The Power of Voting
Millennials have as large of a voter base as Baby Boomers, but our voice always falls flat due to a lack of voting. Whether it’s because teens don’t know how/where to vote or that they don’t know the issues or that they just don’t care, we are letting people over the age of 60 decide our future.
Only a fraction of seniors are eligible to vote this year, and not all of them will. It is more important now than ever before to register, preregister, and constantly check registration.
Voter suppression is happening, but silence is not an option. Midterms are on Nov. 6 and their outcome will completely change the political climate one way or another.
Issues like health care, immigration and gun control are the most prominent topics. It is no longer about party, it’s about who’s going to fight for basic human rights.
The country has become desensitized, and the lack of empathy and abundance of hate is overwhelming. One message has become clear this last year: we refuse to care until it happens to us.
There was a school shooting in North Carolina on Monday, but no one knows because only one person died. There is a caravan of thousands of people traveling up to the Mexican border to legally seek asylum in America, but they’ll be met with hate and military force. There was a shooting in a synagogue by someone deemed the “#magashooter”, but people refuse to believe that the hate speech spewed by the president has any influence even when he is cited as having inspired the shooter. Thousands of people will die if Obamacare is repealed, but just like these other issues, no one cares until it happens to them.
Teenagers face an insurmountable amount of stress in school.
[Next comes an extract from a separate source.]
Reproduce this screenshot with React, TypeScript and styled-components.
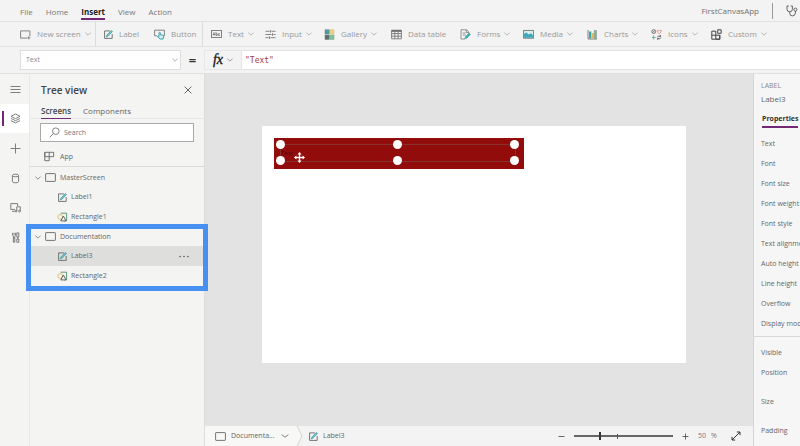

The added fear of being killed in the place that’s supposed to help you grow and better yourself is where this country has failed.
The fact that in the 1930s Hitler was able to rally people together to try to kill off an entire population and that same rhetoric is being used today to justify shooting up a synagogue is where this country has failed.
Fleeing a place that refuses to accept your race, sexuality or religion only to be greeted by guns at the place that’s supposed to be a safe haven, is where this country has failed.
Affordable health care shouldn’t be considered a privilege only the upper one percent can afford. All humans need to feel protected and cared for, and the fact that in America we refuse to help each other, is where this country has failed.
In a country that preaches love and acceptance, and was founded on freedom of religion and speech, our ability to turn our backs on those that need us most is inexcusable.
The only way to ensure that these horrendous things don’t define America is by the power of democracy, the power of the vote.
Empathy and human decency are needed to cause some serious change for the better, and until we make our voice heard at the polls, the public will be in a constant state of fear.